-- INPUT RECORDS --
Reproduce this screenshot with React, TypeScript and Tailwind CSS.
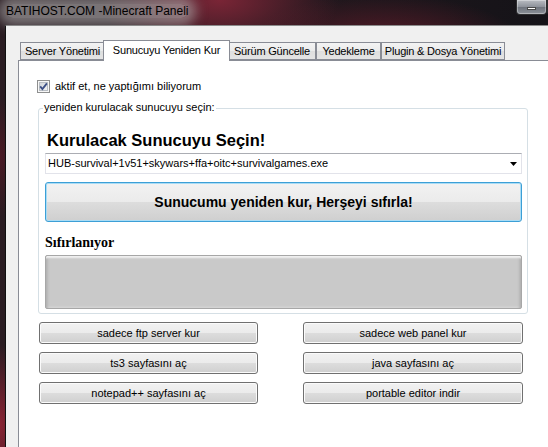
import React from "react";

const TABS = [
  { label: "Server Yönetimi", w: "w-[85px]" },
  { label: "Sunucuyu Yeniden Kur", w: "w-[127px]", active: true },
  { label: "Sürüm Güncelle", w: "w-[88px]" },
  { label: "Yedekleme", w: "w-[65px]" },
  { label: "Plugin & Dosya Yönetimi", w: "w-[124px]" },
];

const BUTTONS = [
  "sadece ftp server kur",
  "sadece web panel kur",
  "ts3 sayfasını aç",
  "java sayfasını aç",
  "notepad++ sayfasını aç",
  "portable editor indir",
];

function CheckBox() {
  return (
    <svg width="13" height="13" viewBox="0 0 13 13" className="shrink-0">
      <defs>
        <linearGradient id="cbFill" x1="0" y1="0" x2="1" y2="1">
          <stop offset="0" stopColor="#cfd3d8" />
          <stop offset="1" stopColor="#f4f5f6" />
        </linearGradient>
      </defs>
      <rect x="0.5" y="0.5" width="12" height="12" fill="#f7f7f7" stroke="#8e8f8f" />
      <rect x="2.5" y="2.5" width="8" height="8" fill="url(#cbFill)" stroke="#b9bec4" />
      <path d="M3.2 6.4 L5.4 9 L9.9 3.4" fill="none" stroke="#3c4f85" strokeWidth="1.8" />
    </svg>
  );
}

function WinButton({ children }: { children: React.ReactNode }) {
  return (
    <button className="h-[22px] rounded-[3px] border border-[#707070] bg-[linear-gradient(to_bottom,#f2f2f2_0%,#ebebeb_50%,#dddddd_50%,#cfcfcf_100%)] shadow-[inset_0_0_0_1px_#fbfbfb] text-[11px] leading-[13px] text-black">
      {children}
    </button>
  );
}

export default function App() {
  return (
    <div className="w-[548px] h-[447px] overflow-hidden flex flex-col font-['Liberation_Sans',Arial,sans-serif] bg-[#1b1418] bg-[radial-gradient(ellipse_120px_60px_at_40%_0%,#7a2536_0%,transparent_100%),radial-gradient(ellipse_140px_50px_at_70%_10%,#5a1b28_0%,transparent_100%),radial-gradient(ellipse_30px_80px_at_0%_95%,#8a2434_0%,transparent_100%),radial-gradient(ellipse_20px_60px_at_0%_35%,#4a1a24_0%,transparent_100%),linear-gradient(to_right,#2a1c22,#151318)]">
      {/* title bar */}
      <div className="h-[25px] shrink-0 flex items-start">
        <span className="mt-[4px] ml-[6px] text-[12px] leading-[14px] text-black bg-[#bdbdbd]/55 rounded-[8px] shadow-[0_0_12px_8px_rgba(185,185,185,0.55)]">
          BATIHOST.COM -Minecraft Paneli
        </span>
        <div className="flex-1" />
        <div className="flex shrink-0 -mr-[26px]">
          <div className="w-[31px] h-[15px] rounded-b-[4px] border border-t-0 border-[#2e2e30] bg-[linear-gradient(to_bottom,#b9bcc2_0%,#8d9199_50%,#6e737c_50%,#8c9098_100%)] shadow-[inset_0_0_0_1px_rgba(255,255,255,0.35)] flex items-center justify-center">
            <div className="w-[9px] h-[3px] bg-white border border-[#4a4a4a] mt-[2px]" />
          </div>
          <div className="w-[27px] h-[15px] rounded-b-[4px] border border-t-0 border-[#2e2e30] bg-[linear-gradient(to_bottom,#b9bcc2_0%,#8d9199_50%,#6e737c_50%,#8c9098_100%)]" />
        </div>
      </div>

      <div className="flex-1 flex min-h-0">
        <div className="w-[5px] shrink-0" />
        {/* client area */}
        <div className="flex-1 flex flex-col bg-[#f0f0f0] border-l border-t border-l-[#101010] border-t-[#8a8a8a] pt-[14px] pl-[12px]">
          <div className="flex items-start h-[21px] pl-[2px] tracking-[-0.2px] text-[11px] text-black">
            {TABS.map((t) =>
              t.active ? (
                <div
                  key={t.label}
                  className={`${t.w} h-[21px] -mx-[2px] relative z-10 bg-white border border-b-0 border-[#898c95] flex items-center justify-center pb-[1px] whitespace-nowrap`}
                >
                  {t.label}
                </div>
              ) : (
                <div
                  key={t.label}
                  className={`${t.w} h-[18px] mt-[2px] bg-[linear-gradient(to_bottom,#f3f3f3_0%,#ebebeb_50%,#dedede_50%,#e4e4e4_100%)] border border-[#898c95] flex items-center justify-center whitespace-nowrap`}
                >
                  {t.label}
                </div>
              )
            )}
          </div>

          {/* tab page */}
          <div className="flex-1 -mt-px bg-white border-l border-t border-[#898c95] flex flex-col text-[11px] text-black">
            <div className="mt-[19px] ml-[18px] flex items-center gap-[5px] h-[13px]">
              <CheckBox />
              <span className="leading-[13px]">aktif et, ne yaptığımı biliyorum</span>
            </div>

            <div className="mt-[15px] ml-[19px] w-[490px] relative border border-[#d5dfe5] rounded-[3px] pl-[6px] pr-[5px] pb-[4px] flex flex-col">
              <span className="absolute left-[4px] top-[-8px] px-[1px] bg-white leading-[13px]">
                yeniden kurulacak sunucuyu seçin:
              </span>

              <div className="mt-[22px] text-[16.5px] leading-[19px] font-bold pl-[2px]">
                Kurulacak Sunucuyu Seçin!
              </div>

              <div className="mt-[3px] h-[21px] border border-[#e2e3ea] border-t-[#abadb3] bg-white flex items-center pl-[2px] pr-[4px]">
                <span className="flex-1 leading-[13px]">
                  HUB-survival+1v51+skywars+ffa+oitc+survivalgames.exe
                </span>
                <svg width="7" height="4" viewBox="0 0 7 4">
                  <polygon points="0,0 7,0 3.5,4" fill="#000" />
                </svg>
              </div>

              <button className="mt-[8px] h-[40px] rounded-[3px] border border-[#3c9fd6] bg-[linear-gradient(to_bottom,#f2f2f2_0%,#ebebeb_50%,#dddddd_50%,#cfcfcf_100%)] shadow-[inset_0_0_0_1px_#a9dcf5] text-[14px] leading-[16px] font-bold text-black">
                Sunucumu yeniden kur, Herşeyi sıfırla!
              </button>

              <div className="mt-[13px] text-[14px] leading-[16px] font-bold font-['Liberation_Serif','Times_New_Roman',serif]">
                Sıfırlanıyor
              </div>

              <div className="mt-[4px] h-[54px] rounded-[2px] border border-[#a7a7a7] bg-[#c9c9c9] shadow-[inset_0_3px_2px_-1px_#f2f2f2,inset_3px_0_3px_-2px_#a2a2a2,inset_-3px_0_3px_-2px_#a2a2a2,inset_0_-2px_2px_-1px_#dcdcdc]" />
            </div>

            <div className="mt-[8px] ml-[20px] grid grid-cols-[219px_220px] gap-x-[45px] gap-y-[8px]">
              {BUTTONS.map((b) => (
                <WinButton key={b}>{b}</WinButton>
              ))}
            </div>
          </div>
        </div>
      </div>
    </div>
  );
}
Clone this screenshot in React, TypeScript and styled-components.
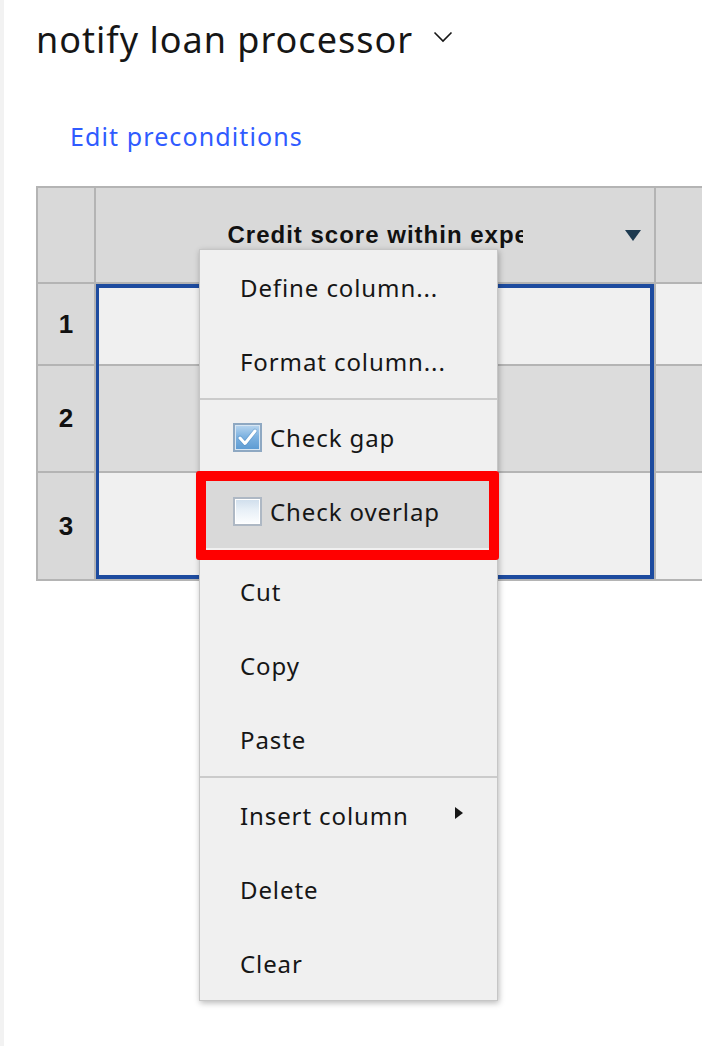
import React from 'react';
import styled, { createGlobalStyle } from 'styled-components';

const GlobalStyle = createGlobalStyle`
  html, body {
    margin: 0;
    padding: 0;
    background: #ffffff;
    overflow: hidden;
  }
  body {
    font-family: "Noto Sans", "Open Sans", sans-serif;
    color: #161616;
  }
`;

const Page = styled.div`
  display: flex;
  width: 702px;
  height: 1046px;
  overflow: hidden;
`;

const Rail = styled.div`
  flex: none;
  width: 4px;
  background: #f2f2f2;
`;

const Main = styled.main`
  flex: 1;
  min-width: 0;
  padding: 16px 0 0 32px;
  display: flex;
  flex-direction: column;
  align-items: flex-start;
`;

const TitleRow = styled.div`
  display: flex;
  align-items: flex-start;
  gap: 20px;
`;

const Title = styled.h1`
  margin: 0;
  font-family: "Noto Sans", sans-serif;
  font-size: 36px;
  font-weight: 400;
  line-height: 48px;
  letter-spacing: 1px;
  color: #161616;
`;

const Chevron = styled.svg`
  flex: none;
  margin-top: 15px;
`;

const EditLink = styled.a`
  margin: 56px 0 0 34px;
  font-size: 25px;
  line-height: 32px;
  letter-spacing: 1.1px;
  color: #2f5bff;
  text-decoration: none;
  cursor: pointer;
`;

const TableWrap = styled.div`
  position: relative;
  margin-top: 34px;
`;

const Grid = styled.div`
  display: grid;
  grid-template-columns: 56px 558px 120px;
  grid-template-rows: 94px 80px 105px 106px;
  gap: 2px;
  width: max-content;
  background: #b4b4b4;
  border: 2px solid #b4b4b4;
  border-right: none;
`;

const Cell = styled.div<{ $row: number; $col: number; $tone: 'head' | 'light' | 'dark' }>`
  grid-row: ${(p) => p.$row};
  grid-column: ${(p) => p.$col};
  background: ${(p) => (p.$tone === 'light' ? '#f0f0f0' : p.$tone === 'dark' ? '#dcdcdc' : '#d9d9d9')};
`;

const RowNum = styled(Cell)`
  display: flex;
  align-items: center;
  justify-content: center;
  font-family: "Liberation Sans", Arial, sans-serif;
  font-weight: 700;
  font-size: 26px;
  color: #111;
`;

const HeaderCell = styled(Cell)`
  display: grid;
  grid-template-columns: 1fr 295px 1fr;
  align-items: center;
`;

const HeaderLabel = styled.span`
  grid-column: 2;
  overflow: hidden;
  white-space: nowrap;
  font-family: "Liberation Sans", Arial, sans-serif;
  font-weight: 700;
  font-size: 24px;
  letter-spacing: 1px;
  color: #111;
`;

const DropTriangle = styled.span`
  grid-column: 3;
  justify-self: end;
  margin-right: 13px;
  width: 0;
  height: 0;
  border-left: 8px solid transparent;
  border-right: 8px solid transparent;
  border-top: 11px solid #1d3a50;
`;

const Selection = styled.div`
  grid-row: 2 / 5;
  grid-column: 2;
  border: 4px solid #1d4b9f;
  border-left-width: 3px;
  z-index: 1;
  pointer-events: none;
`;

const Menu = styled.ul`
  position: absolute;
  left: 163px;
  top: 63px;
  z-index: 5;
  width: 297px;
  margin: 0;
  padding: 0;
  list-style: none;
  background: #f0f0f0;
  border: 1px solid #c6c6c6;
  box-shadow: 1px 2px 6px rgba(0, 0, 0, 0.28);
`;

const Item = styled.li<{ $check?: boolean; $active?: boolean }>`
  position: relative;
  height: 74px;
  display: flex;
  align-items: center;
  gap: 8px;
  padding: 0 34px 0 ${(p) => (p.$check ? '33px' : '40px')};
  font-size: 24px;
  letter-spacing: 0.9px;
  color: #161616;
  background: ${(p) => (p.$active ? '#d9d9d9' : 'transparent')};
`;

const ItemLabel = styled.span`
  flex: 1;
  white-space: nowrap;
`;

const Separator = styled.li<{ $tall?: boolean }>`
  height: 2px;
  margin: ${(p) => (p.$tall ? '2px 0' : '0')};
  background: #cbcbcb;
`;

const Callout = styled.span`
  position: absolute;
  top: -3px;
  bottom: -12px;
  left: -4px;
  right: -2px;
  border: 10px solid #ff0000;
  border-radius: 3px;
  z-index: 3;
  pointer-events: none;
`;

const SubArrow = styled.span`
  width: 0;
  height: 0;
  margin-bottom: 4px;
  border-top: 6.5px solid transparent;
  border-bottom: 6.5px solid transparent;
  border-left: 8px solid #161616;
`;

const Box = styled.span<{ $checked: boolean }>`
  flex: none;
  box-sizing: border-box;
  width: 29px;
  height: 29px;
  border: 2px solid ${(p) => (p.$checked ? '#8ea8c2' : '#aeb8c4')};
  box-shadow: inset 0 0 0 1px ${(p) => (p.$checked ? '#d7e6f3' : '#ffffff')};
  background: ${(p) =>
    p.$checked
      ? 'linear-gradient(180deg, #b9d6ef 0%, #7fb3e1 45%, #5b9ad2 100%)'
      : 'linear-gradient(180deg, #cfdeec 0%, #e8f0f7 45%, #fdfeff 100%)'};
  display: flex;
  align-items: center;
  justify-content: center;
`;

function CheckBox({ checked }: { checked: boolean }) {
  return (
    <Box $checked={checked}>
      {checked && (
        <svg width="21" height="19" viewBox="0 0 21 19">
          <path d="M3 10 L8 15.5 L18 3" fill="none" stroke="#3f7db8" strokeWidth="4.5" strokeLinecap="round" strokeLinejoin="round" opacity="0.35" />
          <path d="M3 10 L8 15.5 L18 3" fill="none" stroke="#ffffff" strokeWidth="3" strokeLinecap="round" strokeLinejoin="round" />
        </svg>
      )}
    </Box>
  );
}

type Entry =
  | { kind: 'item'; label: string; check?: boolean; checked?: boolean; active?: boolean; sub?: boolean }
  | { kind: 'sep'; tall?: boolean };

const entries: Entry[] = [
  { kind: 'item', label: 'Define column...' },
  { kind: 'item', label: 'Format column...' },
  { kind: 'sep' },
  { kind: 'item', label: 'Check gap', check: true, checked: true },
  { kind: 'item', label: 'Check overlap', check: true, checked: false, active: true },
  { kind: 'sep', tall: true },
  { kind: 'item', label: 'Cut' },
  { kind: 'item', label: 'Copy' },
  { kind: 'item', label: 'Paste' },
  { kind: 'sep' },
  { kind: 'item', label: 'Insert column', sub: true },
  { kind: 'item', label: 'Delete' },
  { kind: 'item', label: 'Clear' },
];

const rows: { n: number; tone: 'light' | 'dark' }[] = [
  { n: 1, tone: 'light' },
  { n: 2, tone: 'dark' },
  { n: 3, tone: 'light' },
];

export default function App() {
  return (
    <>
      <GlobalStyle />
      <Page>
        <Rail />
        <Main>
          <TitleRow>
            <Title>notify loan processor</Title>
            <Chevron width="20" height="12" viewBox="0 0 20 12">
              <path d="M1.5 1.5 L10 10 L18.5 1.5" fill="none" stroke="#161616" strokeWidth="1.6" />
            </Chevron>
          </TitleRow>
          <EditLink>Edit preconditions</EditLink>
          <TableWrap>
            <Grid>
              <Cell $row={1} $col={1} $tone="head" />
              <HeaderCell $row={1} $col={2} $tone="head">
                <HeaderLabel>Credit score within expected range</HeaderLabel>
                <DropTriangle />
              </HeaderCell>
              <Cell $row={1} $col={3} $tone="head" />
              {rows.map((r, i) => (
                <React.Fragment key={r.n}>
                  <RowNum $row={i + 2} $col={1} $tone="head">{r.n}</RowNum>
                  <Cell $row={i + 2} $col={2} $tone={r.tone} />
                  <Cell $row={i + 2} $col={3} $tone={r.tone} />
                </React.Fragment>
              ))}
              <Selection />
            </Grid>
            <Menu>
              {entries.map((e, i) =>
                e.kind === 'sep' ? (
                  <Separator key={i} $tall={e.tall} />
                ) : (
                  <Item key={i} $check={e.check} $active={e.active}>
                    {e.check && <CheckBox checked={!!e.checked} />}
                    <ItemLabel>{e.label}</ItemLabel>
                    {e.sub && <SubArrow />}
                    {e.active && <Callout />}
                  </Item>
                )
              )}
            </Menu>
          </TableWrap>
        </Main>
      </Page>
    </>
  );
}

-- SHORT TASK --
Where does the word "this" appear? Return each line that holds it.

-- REPLY --
Reproduce this screenshot with React, TypeScript and Tailwind CSS.
Clone this screenshot in React, TypeScript and styled-components.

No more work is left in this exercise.